Indonesia Investigasi
Revisi Undang-Undang Badan Usaha Milik Negara (UU BUMN) menjadi sorotan publik yang tajam. Sebagai perusahaan negara yang idealnya berorientasi pada kemakmuran rakyat, BUMN memiliki tanggung jawab besar untuk mengelola aset negara secara transparan, akuntabel, dan bermanfaat bagi masyarakat luas. Namun, revisi pada beberapa pasal penting memicu kekhawatiran bahwa arah BUMN bisa saja bergeser dari tujuan mulianya, menuju kepentingan pihak tertentu.
Salah satu pasal yang menjadi polemik adalah “Pasal 3”: menyatakan bahwa kekayaan negara yang dipisahkan di BUMN bukan lagi bagian dari keuangan negara. Perubahan ini secara fundamental mengubah sifat pengelolaan aset negara dalam BUMN, karena sebelumnya BUMN berada di bawah pengawasan ketat terkait keuangan negara. Banyak pihak khawatir langkah ini bisa menciptakan celah bagi penyalahgunaan aset publik tanpa pengawasan yang memadai.
Kontroversi lain mencuat di “Pasal 9F”, di mana tanggung jawab hukum atas kerugian investasi dihapuskan untuk direksi dan komisaris BUMN, selama langkah mereka dilakukan dengan itikad baik dan sesuai aturan. Meski bertujuan untuk mendorong keberanian pengambilan keputusan strategis, kebijakan ini juga menimbulkan pertanyaan tentang siapa yang akan bertanggung jawab atas kesalahan besar yang berpotensi merugikan perusahaan dan, pada akhirnya, masyarakat.

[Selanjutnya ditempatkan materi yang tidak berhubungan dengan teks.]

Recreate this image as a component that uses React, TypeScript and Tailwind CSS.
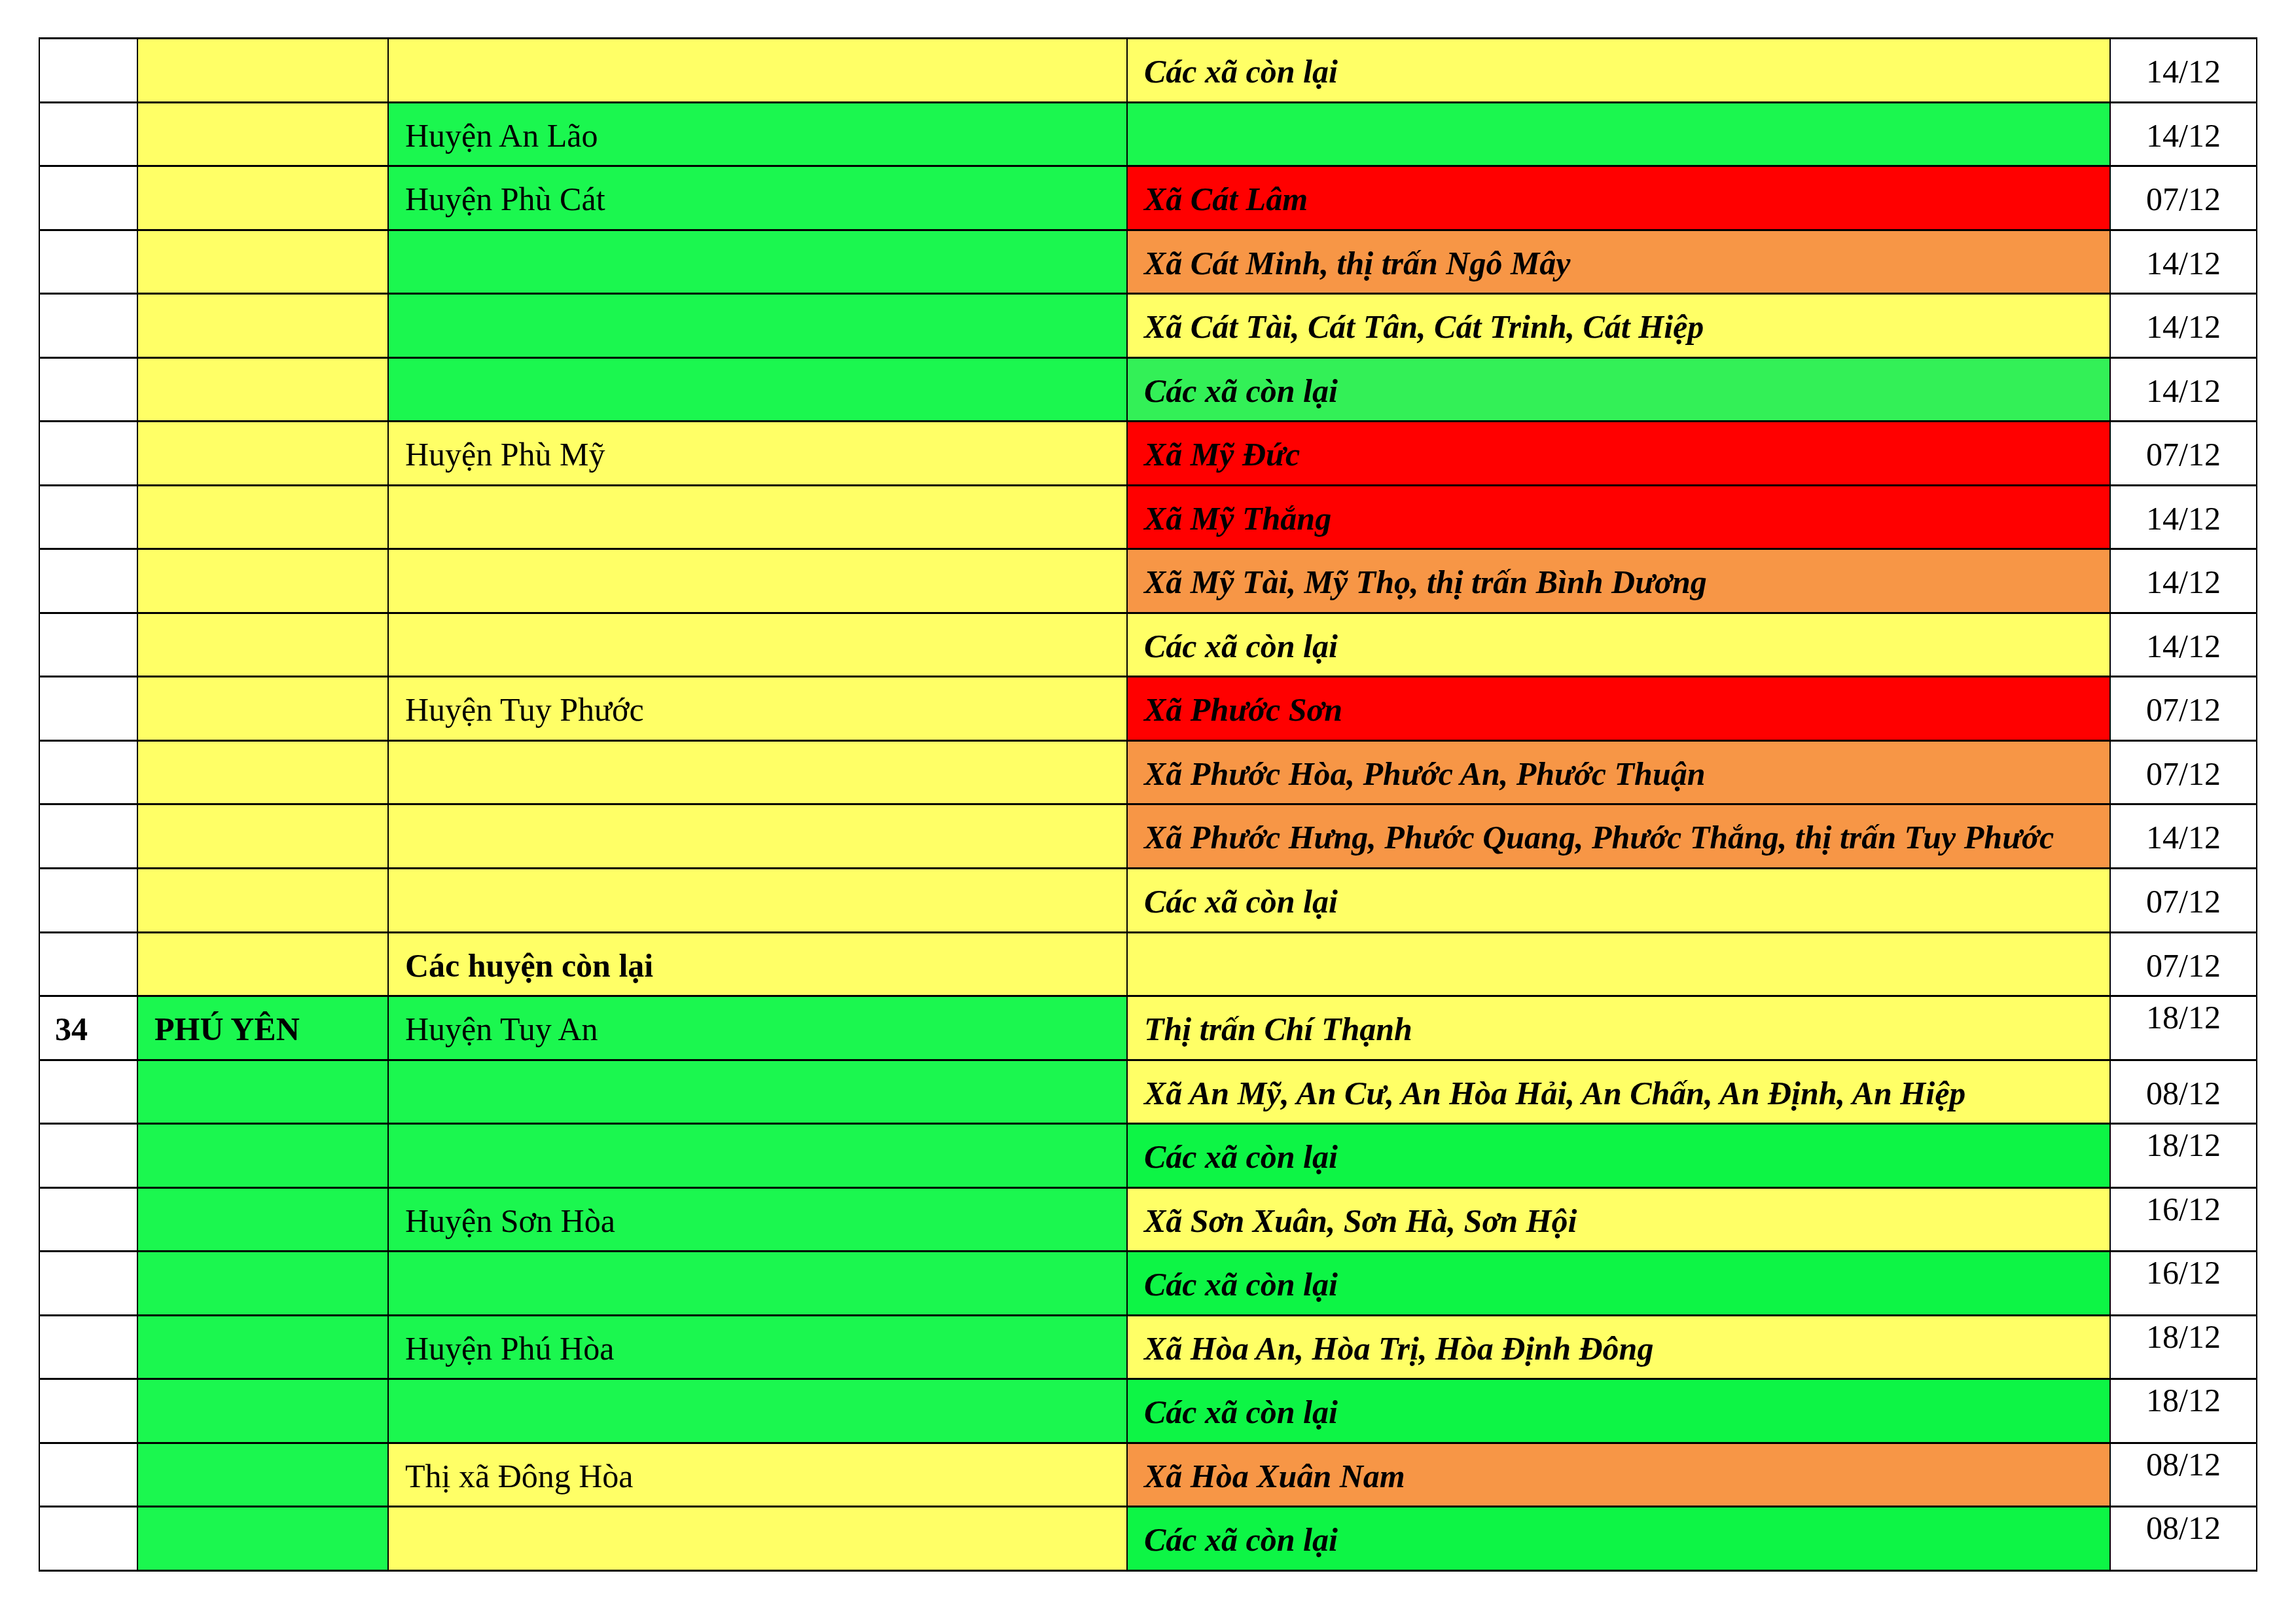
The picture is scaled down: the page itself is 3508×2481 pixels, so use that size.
const Y = "bg-[#ffff66]";
const G = "bg-[#1bf74f]";
const G2 = "bg-[#33f057]";
const G3 = "bg-[#0df545]";
const R = "bg-[#ff0000]";
const O = "bg-[#f79646]";
const W = "bg-white";

type Row = {
  no?: string;
  prov?: string;
  provBg: string;
  dist?: string;
  distBold?: boolean;
  distBg: string;
  ward?: string;
  wardBg: string;
  date: string;
  raised?: boolean;
};

const rows: Row[] = [
  { provBg: Y, distBg: Y, ward: "Các xã còn lại", wardBg: Y, date: "14/12" },
  { provBg: Y, dist: "Huyện An Lão", distBg: G, wardBg: G, date: "14/12" },
  { provBg: Y, dist: "Huyện Phù Cát", distBg: G, ward: "Xã Cát Lâm", wardBg: R, date: "07/12" },
  { provBg: Y, distBg: G, ward: "Xã Cát Minh, thị trấn Ngô Mây", wardBg: O, date: "14/12" },
  { provBg: Y, distBg: G, ward: "Xã Cát Tài, Cát Tân, Cát Trinh, Cát Hiệp", wardBg: Y, date: "14/12" },
  { provBg: Y, distBg: G, ward: "Các xã còn lại", wardBg: G2, date: "14/12" },
  { provBg: Y, dist: "Huyện Phù Mỹ", distBg: Y, ward: "Xã Mỹ Đức", wardBg: R, date: "07/12" },
  { provBg: Y, distBg: Y, ward: "Xã Mỹ Thắng", wardBg: R, date: "14/12" },
  { provBg: Y, distBg: Y, ward: "Xã Mỹ Tài, Mỹ Thọ, thị trấn Bình Dương", wardBg: O, date: "14/12" },
  { provBg: Y, distBg: Y, ward: "Các xã còn lại", wardBg: Y, date: "14/12" },
  { provBg: Y, dist: "Huyện Tuy Phước", distBg: Y, ward: "Xã Phước Sơn", wardBg: R, date: "07/12" },
  { provBg: Y, distBg: Y, ward: "Xã Phước Hòa, Phước An, Phước Thuận", wardBg: O, date: "07/12" },
  { provBg: Y, distBg: Y, ward: "Xã Phước Hưng, Phước Quang, Phước Thắng, thị trấn Tuy Phước", wardBg: O, date: "14/12" },
  { provBg: Y, distBg: Y, ward: "Các xã còn lại", wardBg: Y, date: "07/12" },
  { provBg: Y, dist: "Các huyện còn lại", distBold: true, distBg: Y, wardBg: Y, date: "07/12" },
  { no: "34", prov: "PHÚ YÊN", provBg: G, dist: "Huyện Tuy An", distBg: G, ward: "Thị trấn Chí Thạnh", wardBg: Y, date: "18/12", raised: true },
  { provBg: G, distBg: G, ward: "Xã An Mỹ, An Cư, An Hòa Hải, An Chấn, An Định, An Hiệp", wardBg: Y, date: "08/12" },
  { provBg: G, distBg: G, ward: "Các xã còn lại", wardBg: G3, date: "18/12", raised: true },
  { provBg: G, dist: "Huyện Sơn Hòa", distBg: G, ward: "Xã Sơn Xuân, Sơn Hà, Sơn Hội", wardBg: Y, date: "16/12", raised: true },
  { provBg: G, distBg: G, ward: "Các xã còn lại", wardBg: G3, date: "16/12", raised: true },
  { provBg: G, dist: "Huyện Phú Hòa", distBg: G, ward: "Xã Hòa An, Hòa Trị, Hòa Định Đông", wardBg: Y, date: "18/12", raised: true },
  { provBg: G, distBg: G, ward: "Các xã còn lại", wardBg: G3, date: "18/12", raised: true },
  { provBg: G, dist: "Thị xã Đông Hòa", distBg: Y, ward: "Xã Hòa Xuân Nam", wardBg: O, date: "08/12", raised: true },
  { provBg: G, distBg: Y, ward: "Các xã còn lại", wardBg: G3, date: "08/12", raised: true },
];

export default function App() {
  return (
    <div className="min-h-screen bg-white pt-[57px] pl-[59px] font-['Liberation_Serif','Times_New_Roman',serif] text-[50px] leading-[56px] text-black">
      <div className="grid h-[2344px] w-[3390px] grid-cols-[148px_381px_1127px_1500px_222px] grid-rows-24 gap-x-[2px] gap-y-[3px] border-x-[2px] border-y-[3px] border-black bg-black">
        {rows.map((r, i) => (
          <div key={i} className="contents">
            <div className={`${W} pl-[23px] pt-[21px] font-bold`}>{r.no}</div>
            <div className={`${r.provBg} pl-[25px] pt-[21px] font-bold`}>{r.prov}</div>
            <div className={`${r.distBg} pl-[25px] pt-[21px] ${r.distBold ? "font-bold" : ""}`}>{r.dist}</div>
            <div className={`${r.wardBg} pl-[25px] pt-[21px] font-bold italic whitespace-nowrap`}>{r.ward}</div>
            <div className={`${W} text-center ${r.raised ? "pt-[3px]" : "pt-[21px]"}`}>{r.date}</div>
          </div>
        ))}
      </div>
    </div>
  );
}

Selain itu, terdapat pasal yang secara eksplisit menyatakan bahwa direksi dan komisaris BUMN bukanlah penyelenggara negara. Dampaknya adalah berkurangnya cakupan pengawasan dari Komisi Pemberantasan Korupsi (KPK), yang sebelumnya memiliki wewenang untuk mengusut dugaan korupsi di tubuh BUMN. Keputusan ini, meskipun mungkin memberikan ruang gerak lebih besar bagi BUMN, juga mengundang kritik atas potensi melemahnya akuntabilitas.

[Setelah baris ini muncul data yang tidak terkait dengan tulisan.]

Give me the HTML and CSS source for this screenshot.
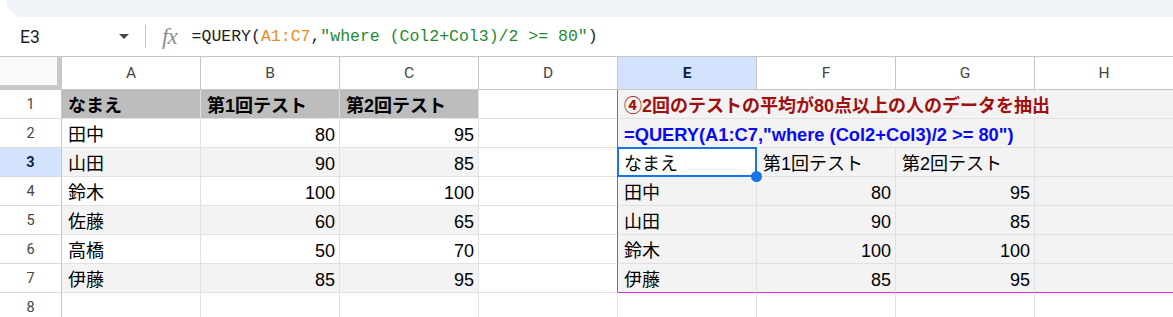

Secara filosofi, BUMN didirikan bukan hanya untuk menghasilkan keuntungan, tetapi juga sebagai instrumen negara untuk mendukung kesejahteraan rakyat. Maka, ketika revisi UU tampak lebih memihak kepentingan manajemen daripada masyarakat, wajar jika hal ini menjadi kontroversial. Pertanyaan yang muncul: apakah revisi ini benar-benar akan meningkatkan kinerja BUMN, atau justru membuka celah bagi kepentingan pribadi sejumlah pejabat?

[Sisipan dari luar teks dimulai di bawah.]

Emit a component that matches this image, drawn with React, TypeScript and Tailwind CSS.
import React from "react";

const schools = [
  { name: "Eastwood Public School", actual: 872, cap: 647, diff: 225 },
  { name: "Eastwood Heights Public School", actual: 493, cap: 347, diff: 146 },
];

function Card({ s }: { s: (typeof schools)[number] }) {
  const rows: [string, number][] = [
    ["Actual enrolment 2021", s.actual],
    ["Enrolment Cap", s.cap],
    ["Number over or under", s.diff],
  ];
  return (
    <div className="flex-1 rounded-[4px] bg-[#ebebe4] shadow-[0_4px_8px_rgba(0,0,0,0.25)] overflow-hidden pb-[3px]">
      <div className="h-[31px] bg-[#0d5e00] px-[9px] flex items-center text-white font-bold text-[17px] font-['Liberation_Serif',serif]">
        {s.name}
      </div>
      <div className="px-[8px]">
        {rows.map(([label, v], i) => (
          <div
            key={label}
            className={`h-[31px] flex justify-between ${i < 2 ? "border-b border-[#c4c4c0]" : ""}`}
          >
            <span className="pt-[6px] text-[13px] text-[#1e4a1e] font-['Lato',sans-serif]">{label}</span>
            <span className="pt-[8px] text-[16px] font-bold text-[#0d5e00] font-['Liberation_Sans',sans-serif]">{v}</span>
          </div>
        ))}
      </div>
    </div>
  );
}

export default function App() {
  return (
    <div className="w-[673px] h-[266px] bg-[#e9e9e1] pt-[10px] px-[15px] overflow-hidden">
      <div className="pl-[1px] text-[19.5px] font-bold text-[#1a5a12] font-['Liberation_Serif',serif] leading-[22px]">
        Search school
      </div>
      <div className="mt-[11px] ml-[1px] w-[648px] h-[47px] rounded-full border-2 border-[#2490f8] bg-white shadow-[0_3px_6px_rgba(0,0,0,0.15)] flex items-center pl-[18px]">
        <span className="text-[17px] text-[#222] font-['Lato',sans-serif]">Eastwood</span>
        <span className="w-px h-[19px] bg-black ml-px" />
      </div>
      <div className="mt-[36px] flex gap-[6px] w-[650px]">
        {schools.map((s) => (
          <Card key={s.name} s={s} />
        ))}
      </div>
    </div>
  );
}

Namun, perlu diakui bahwa revisi ini juga memiliki potensi positif. Dengan memberikan lebih banyak kebebasan kepada manajemen, BUMN diharapkan dapat bersaing lebih agresif di pasar global tanpa terlalu terbebani aturan birokrasi. Ide dasarnya adalah menciptakan lingkungan yang lebih fleksibel untuk pengambilan keputusan strategis, sesuatu yang sering kali menjadi kendala besar dalam birokrasi.
Meski demikian, kepercayaan publik menjadi elemen kunci dalam keberhasilan implementasi revisi ini. Tanpa pengawasan yang jelas dan independen, kekhawatiran bahwa BUMN hanya akan menjadi alat kepentingan elit politik tetap akan mengemuka. Transparansi dan akuntabilitas harus tetap menjadi pilar utama dalam setiap perubahan regulasi.
Dalam konteks ini, masyarakat tidak hanya berhak tetapi juga wajib mengawal proses revisi UU ini. Kritik dan masukan dari berbagai kalangan harus menjadi bahan evaluasi yang serius bagi pembuat kebijakan, agar revisi ini tidak hanya menguntungkan segelintir pihak, tetapi benar-benar membawa dampak positif bagi kesejahteraan bangsa.
Akhirnya, revisi UU BUMN adalah pengingat bahwa setiap kebijakan negara harus selalu berlandaskan prinsip keadilan dan keberlanjutan. Jalan menuju BUMN yang lebih kompetitif dan inovatif memang penting, tetapi hal itu tidak boleh dilakukan dengan mengorbankan amanah publik. Karena pada akhirnya, keberadaan BUMN adalah untuk kepentingan rakyat, bukan elite.